New heritage committee set up - Al Ahram Weekly


http://weekly.ahram.org.eg/News/26268.aspx

New heritage committee set up

A new supreme committee has been set up to oversee the country's World Heritage Sites and to draw up strategic plans for their management, protection and development, reports Nevine El-Aref

 

Ruins of Abu Mena City

To manage and follow up Egypt's World Heritage Sites, the government has established the first ever supreme committee to oversee the sites.

Led by assistant to the president for national and strategic projects Sherif Ismail, the committee was formed according to a presidential decree and consists of 19 members, including the ministers of antiquities, tourism, national development, and environment, the president's advisors for national security and urban planning, a representative from the General Intelligence Authority and the ministries of defence, housing, foreign affairs, interior, investment and international cooperation and transportation, and the head of the National Organisation for Urban Harmony.

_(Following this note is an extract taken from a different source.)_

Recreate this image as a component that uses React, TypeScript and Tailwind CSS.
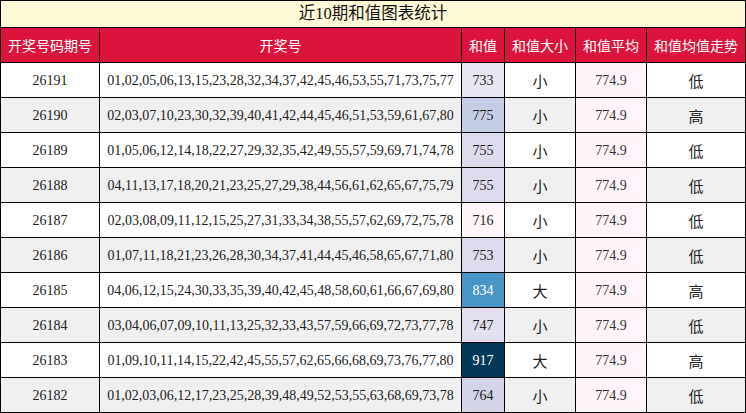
import React from "react";

const rows = [
  { q: "26191", n: "01,02,05,06,13,15,23,28,32,34,37,42,45,46,53,55,71,73,75,77", s: 733, cls: "bg-[#e8e6f2]", big: "小", tr: "低" },
  { q: "26190", n: "02,03,07,10,23,30,32,39,40,41,42,44,45,46,51,53,59,61,67,80", s: 775, cls: "bg-[#c5cde5]", big: "小", tr: "高" },
  { q: "26189", n: "01,05,06,12,14,18,22,27,29,32,35,42,49,55,57,59,69,71,74,78", s: 755, cls: "bg-[#dcdbec]", big: "小", tr: "低" },
  { q: "26188", n: "04,11,13,17,18,20,21,23,25,27,29,38,44,56,61,62,65,67,75,79", s: 755, cls: "bg-[#dcdbec]", big: "小", tr: "低" },
  { q: "26187", n: "02,03,08,09,11,12,15,25,27,31,33,34,38,55,57,62,69,72,75,78", s: 716, cls: "bg-[#fff7fb]", big: "小", tr: "低" },
  { q: "26186", n: "01,07,11,18,21,23,26,28,30,34,37,41,44,45,46,58,65,67,71,80", s: 753, cls: "bg-[#dedcec]", big: "小", tr: "低" },
  { q: "26185", n: "04,06,12,15,24,30,33,35,39,40,42,45,48,58,60,61,66,67,69,80", s: 834, cls: "bg-[#4896c7] text-white", big: "大", tr: "高" },
  { q: "26184", n: "03,04,06,07,09,10,11,13,25,32,33,43,57,59,66,69,72,73,77,78", s: 747, cls: "bg-[#e2e0ee]", big: "小", tr: "低" },
  { q: "26183", n: "01,09,10,11,14,15,22,42,45,55,57,62,65,66,68,69,73,76,77,80", s: 917, cls: "bg-[#023858] text-white", big: "大", tr: "高" },
  { q: "26182", n: "01,02,03,06,12,17,23,25,28,39,48,49,52,53,55,63,68,69,73,78", s: 764, cls: "bg-[#d3d4e8]", big: "小", tr: "低" },
];

const cell = "h-[35px] border-r border-b border-black flex items-center justify-center";
const cjk = "font-['Noto_Sans_CJK_SC',sans-serif]";

export default function App() {
  return (
    <div className="w-[746px] h-[413px] bg-white text-[#222] font-['Liberation_Serif','Noto_Sans_CJK_SC',serif]">
      <div className="border-l border-t border-black">
        <div className="h-[27px] border-r border-b border-black bg-[#fffad6] flex items-center justify-center text-[16.5px] text-[#111]">
          近10期和值图表统计
        </div>
        <div className="grid grid-cols-[99px_362px_43px_71px_71px_99px]">
          {["开奖号码期号", "开奖号", "和值", "和值大小", "和值平均", "和值均值走势"].map((h) => (
            <div key={h} className={`${cell} bg-[#dc143c] text-white text-[14px] ${cjk}`}>
              {h}
            </div>
          ))}
          {rows.map((r, i) => {
            const rowBg = i % 2 === 0 ? "bg-white" : "bg-[#f0f0f0]";
            return (
              <React.Fragment key={r.q}>
                <div className={`${cell} ${rowBg} text-[14px]`}>{r.q}</div>
                <div className={`${cell} ${rowBg} text-[14px]`}>{r.n}</div>
                <div className={`${cell} ${r.cls} text-[14px]`}>{r.s}</div>
                <div className={`${cell} ${rowBg} text-[15px] pt-[3px] ${cjk}`}>{r.big}</div>
                <div className={`${cell} bg-[#fff5fa] text-[14px] text-[#333]`}>774.9</div>
                <div className={`${cell} ${rowBg} text-[15px] pt-[3px] ${cjk}`}>{r.tr}</div>
              </React.Fragment>
            );
          })}
        </div>
      </div>
    </div>
  );
}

The committee will be responsible for the development of a strategic vision for the management, protection and development of Egypt's World Heritage Sites, as well as maximising their potential and benefiting from sustainable development plans and coordinating with all local and international stakeholders inside and outside Egypt in the management, protection and preservation of these sites and their surrounding areas.


Ruins of Abu Mena City

It will also exert maximum efforts to inscribe more Egyptian sites on the World Heritage List managed by UN cultural organisation UNESCO.

Egypt has seven sites on the UNESCO List, including the Abu Mena City, ancient Thebes with its necropolis, Historic Cairo, Memphis and its necropolis extending from the Giza Pyramids to Dahshur, the Nubian monuments from Abu Simbel to Philae, the St Catherine's area in Sinai, and natural site of Wadi Al-Hitan in Fayoum.

The committee held its first meeting late last week and put the ruins of the oldest Christian sites in Egypt at Abu Mena at the top of its list of interventions. The idea is to halt the problem of the high level of ground water at the site and to take it off the UNESCO List of World Heritage in Danger.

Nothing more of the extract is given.